→ TASK DETAILS: Retype every line from the start of the data down to and including the line with "import React from 'react';". Skip the pictures.

==== GIVEN MATERIAL ====

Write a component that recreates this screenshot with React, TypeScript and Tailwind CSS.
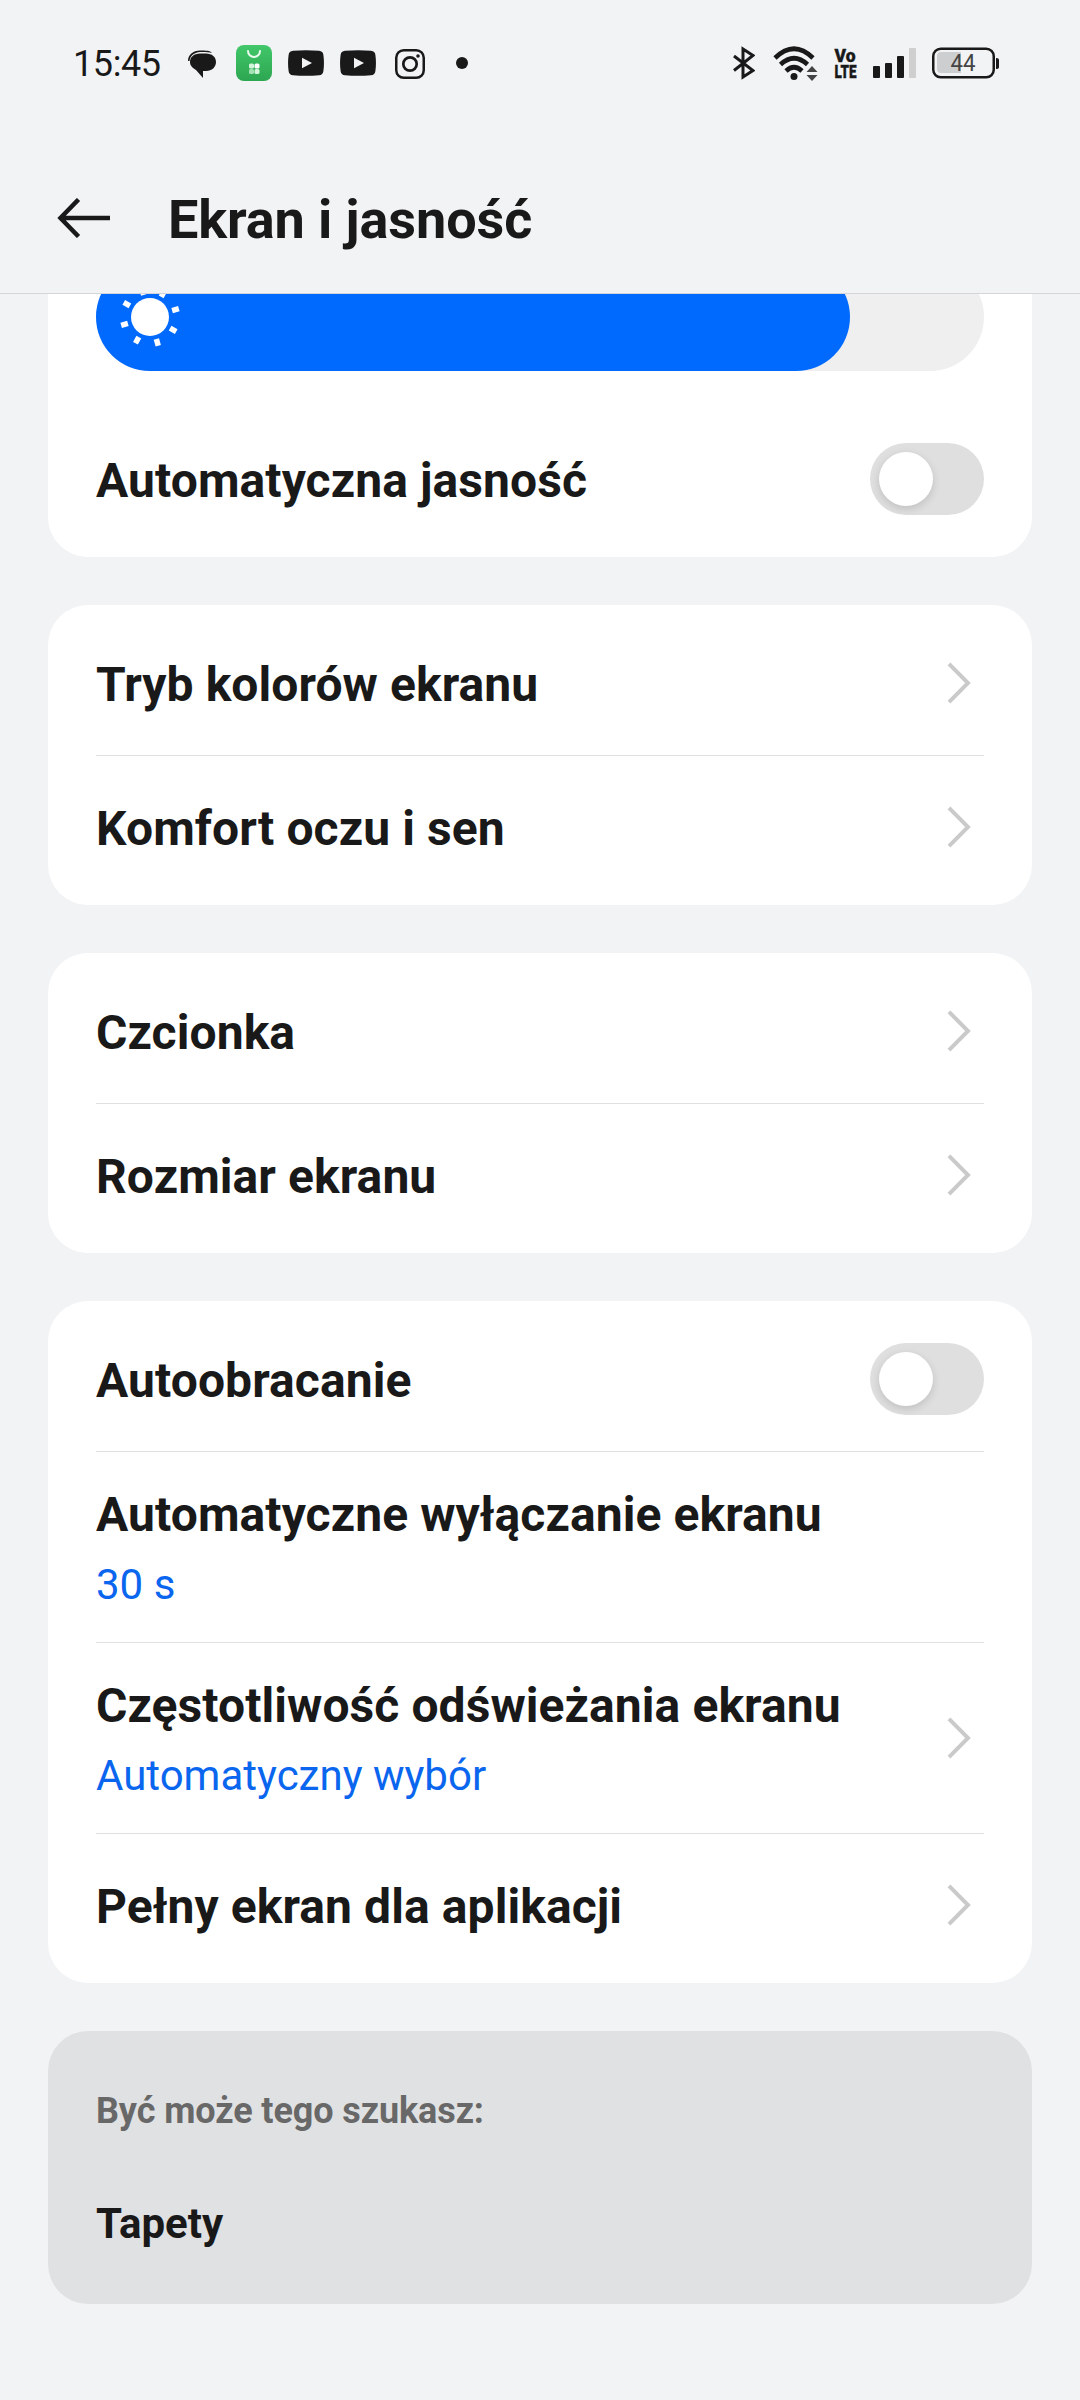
import React from 'react';

function StatusBar() {
  return (
    <div className="flex h-[127px] items-start justify-between pl-[73px] pr-[81px] pt-[35px] text-[#191919]">
      <div className="flex h-14 items-center">
        <span className="w-[115px] pt-[2px] text-[36px] leading-none tracking-[-0.4px]">15:45</span>
        <svg className="mt-[2px] h-7 w-7" viewBox="0 0 28 28">
          <path d="M0 11C0 5 5 .5 12 .5C18 .5 22 .5 24 3C20 1.800 16 2 12 2C6 2.500 2 6 1.500 11Z" fill="#191919" />
          <path d="M12 3.500H18C24 3.500 28 7 28 12C28 17 24 21 18 21H15V28L8 20C5 18 2 16 2 12C2 7 6 3.500 12 3.500Z" fill="#191919" />
        </svg>
        <svg className="ml-5 h-9 w-9" viewBox="0 0 36 36">
          <defs>
            <linearGradient id="store" x1="0" y1="0" x2="0" y2="1">
              <stop offset="0" stopColor="#42c76a" />
              <stop offset="1" stopColor="#2da651" />
            </linearGradient>
          </defs>
          <rect width="36" height="36" rx="8" fill="url(#store)" />
          <path d="M12 6a6 6 0 0 0 12 0" fill="none" stroke="#e9fbee" strokeWidth="2" strokeLinecap="round" />
          <rect x="13" y="18.500" width="5" height="5" rx="1.600" fill="#d3f5dc" />
          <rect x="18.500" y="18.500" width="5" height="5" rx="1.600" fill="#fff" />
          <rect x="13" y="24" width="5" height="5" rx="1.600" fill="#a5e3b7" />
          <rect x="18.500" y="24" width="5" height="5" rx="1.600" fill="#d3f5dc" />
        </svg>
        <YouTube />
        <YouTube />
        <svg className="ml-[19px] mt-[2px] h-[30px] w-[30px]" viewBox="0 0 30 30" fill="none" stroke="#191919">
          <rect x="1.250" y="1.250" width="27.500" height="27.500" rx="7.500" strokeWidth="2.500" />
          <circle cx="15" cy="15" r="6.700" strokeWidth="2.700" />
          <circle cx="23" cy="7" r="1.800" fill="#191919" stroke="none" />
        </svg>
        <span className="ml-[31px] h-3 w-3 rounded-full bg-[#191919]" />
      </div>
      <div className="flex h-14 items-center">
        <svg className="h-[34px] w-[22px]" viewBox="0 0 22 34" fill="none" stroke="#191919" strokeWidth="3">
          <path d="M1 10L20 24.500L10 31V3L20 9.500L1 24.500" />
        </svg>
        <svg className="ml-[18px] h-[35px] w-[46px]" viewBox="0 0 46 35">
          <g fill="none" stroke="#191919" strokeWidth="4.600">
            <path d="M2 12Q21 -6.500 40 12" />
            <path d="M7.500 18.500Q21 6 34.500 18.500" />
            <path d="M13 25Q21 17.500 29 25" />
          </g>
          <circle cx="21" cy="30.500" r="3.500" fill="#191919" />
          <path d="M39 20L44.500 26H33.500ZM33.500 29H44.500L39 35Z" fill="#444" />
        </svg>
        <div className="ml-[15px] flex w-6 flex-col">
          <svg className="h-4 w-6 overflow-visible" viewBox="0 0 24 16" fill="#191919" stroke="#191919" strokeWidth="0.4" fontFamily="Roboto, sans-serif" fontWeight="900">
            <text x="0.500" y="14.500" fontSize="18.500" textLength="21" lengthAdjust="spacingAndGlyphs">Vo</text>
          </svg>
          <svg className="h-4 w-6 overflow-visible" viewBox="0 0 24 16" fill="#191919" stroke="#191919" strokeWidth="0.4" fontFamily="Roboto, sans-serif" fontWeight="900">
            <text x="0.500" y="15" fontSize="18.500" textLength="22" lengthAdjust="spacingAndGlyphs">LTE</text>
          </svg>
        </div>
        <div className="ml-[15px] flex h-[30px] items-end gap-[5px]">
          <span className="h-[12px] w-[7px] rounded-[1px] bg-[#191919]" />
          <span className="h-[15px] w-[7px] rounded-[1px] bg-[#191919]" />
          <span className="h-[22px] w-[7px] rounded-[1px] bg-[#191919]" />
          <span className="h-[30px] w-[7px] rounded-[1px] bg-[#cfcfd0]" />
        </div>
        <svg className="ml-4 h-8 w-[67px]" viewBox="0 0 67 32">
          <rect x="1.250" y="1.750" width="60.500" height="28.500" rx="7.500" fill="none" stroke="#191919" strokeWidth="2.500" />
          <path d="M9 5H29V26H9Q5 26 5 22V9Q5 5 9 5Z" fill="#cdcecf" />
          <path d="M64 11Q67 11 67 13V20Q67 22 64 22Z" fill="#191919" />
          <text x="18.500" y="24" fontSize="23" fill="#444" fontFamily="Roboto, sans-serif" textLength="25" lengthAdjust="spacingAndGlyphs">44</text>
        </svg>
      </div>
    </div>
  );
}

function YouTube() {
  return (
    <svg className="ml-4 h-[26px] w-9" viewBox="0 0 36 26">
      <path d="M5 .7Q18 -.4 31 .7Q35 1 35.400 5Q36.500 13 35.400 21Q35 25 31 25.300Q18 26.400 5 25.300Q1 25 .6 21Q-.5 13 .6 5Q1 1 5 .7Z" fill="#191919" />
      <path d="M14 7.700L24 13L14 18.300Z" fill="#f2f3f5" />
    </svg>
  );
}

function Header() {
  return (
    <header className="flex h-[167px] items-center border-b border-[#d3d5d8] pl-[57px] pt-[16px]">
      <svg className="h-10 w-[54px]" viewBox="0 0 54 40" fill="none" stroke="#191919" strokeWidth="4.500">
        <path d="M21.500 1.500L3.500 20L21.500 38.500M3.500 20H53" />
      </svg>
      <h1 className="ml-[57px] pt-[3px] text-[54px] font-bold leading-none tracking-[-0.1px]">Ekran i jasność</h1>
    </header>
  );
}

const rays = [0, 45, 90, 135, 180, 225, 270, 315];

function BrightnessSlider() {
  return (
    <div className="-mt-[31px] h-[108px] overflow-hidden rounded-[54px] bg-[#efefef]">
      <div className="h-full w-[754px] rounded-r-[54px] bg-[#006aff] pl-[23px] pt-[23px]">
        <svg className="h-[62px] w-[62px]" viewBox="-31 -31 62 62" fill="#fff">
          <circle r="19" />
          {rays.map((ray) => (
            <rect key={ray} x="-2.750" y="23" width="5.500" height="7" transform={`rotate(${ray - 16})`} />
          ))}
        </svg>
      </div>
    </div>
  );
}

function Toggle() {
  return (
    <div className="h-[72px] w-[114px] rounded-full bg-[#dfdfdf] p-[9px]">
      <div className="h-[54px] w-[54px] rounded-full bg-white shadow-[0_3px_8px_rgba(0,0,0,0.14)]" />
    </div>
  );
}

function Chevron() {
  return (
    <svg className="mr-[13px] h-[42px] w-[24px]" viewBox="0 0 24 42" fill="none" stroke="#cacaca" strokeWidth="4">
      <path d="M2 1.800L21 21L2 40.200" />
    </svg>
  );
}

function Card({ children }: { children: React.ReactNode }) {
  return (
    <section className="rounded-[40px] bg-white px-12 py-[6px] [&>*+*]:border-t [&>*+*]:border-[#e0e0e0] [&>*+*]:pb-px">
      {children}
    </section>
  );
}

type RowProps = {
  title: string;
  value?: string;
  right?: React.ReactNode;
};

function Row({ title, value, right }: RowProps) {
  return (
    <div className={value ? 'flex h-[191px] items-center justify-between' : 'flex h-[144px] items-center justify-between'}>
      <div className="pt-[3px]">
        <div className="text-[48px] font-bold leading-[56px] tracking-[0.08px]">{title}</div>
        {value && <div className="-mb-1 mt-[14px] text-[42px] leading-[56px] text-[#0a66ee]">{value}</div>}
      </div>
      {right}
    </div>
  );
}

export default function App() {
  return (
    <div className="h-[2400px] w-[1080px] overflow-hidden bg-[#f2f3f5] font-['Roboto',sans-serif] text-[#191919]">
      <StatusBar />
      <Header />
      <main className="flex flex-col gap-12 px-12">
        <section className="h-[263px] overflow-hidden rounded-b-[40px] bg-white px-12">
          <BrightnessSlider />
          <div className="mt-[36px]">
            <Row title="Automatyczna jasność" right={<Toggle />} />
          </div>
        </section>
        <Card>
          <Row title="Tryb kolorów ekranu" right={<Chevron />} />
          <Row title="Komfort oczu i sen" right={<Chevron />} />
        </Card>
        <Card>
          <Row title="Czcionka" right={<Chevron />} />
          <Row title="Rozmiar ekranu" right={<Chevron />} />
        </Card>
        <Card>
          <Row title="Autoobracanie" right={<Toggle />} />
          <Row title="Automatyczne wyłączanie ekranu" value="30 s" />
          <Row title="Częstotliwość odświeżania ekranu" value="Automatyczny wybór" right={<Chevron />} />
          <Row title="Pełny ekran dla aplikacji" right={<Chevron />} />
        </Card>
        <section className="h-[273px] rounded-[40px] bg-[#e0e1e3] px-12 pt-[58px]">
          <div className="text-[36px] font-bold leading-[44px] tracking-[-0.1px] text-[#686868]">Być może tego szukasz:</div>
          <div className="mt-[65px] text-[42px] font-bold leading-[52px]">Tapety</div>
        </section>
      </main>
    </div>
  );
}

====

→ SOLUTION:
Write a component that recreates this screenshot with React, TypeScript and Tailwind CSS.
import React from 'react';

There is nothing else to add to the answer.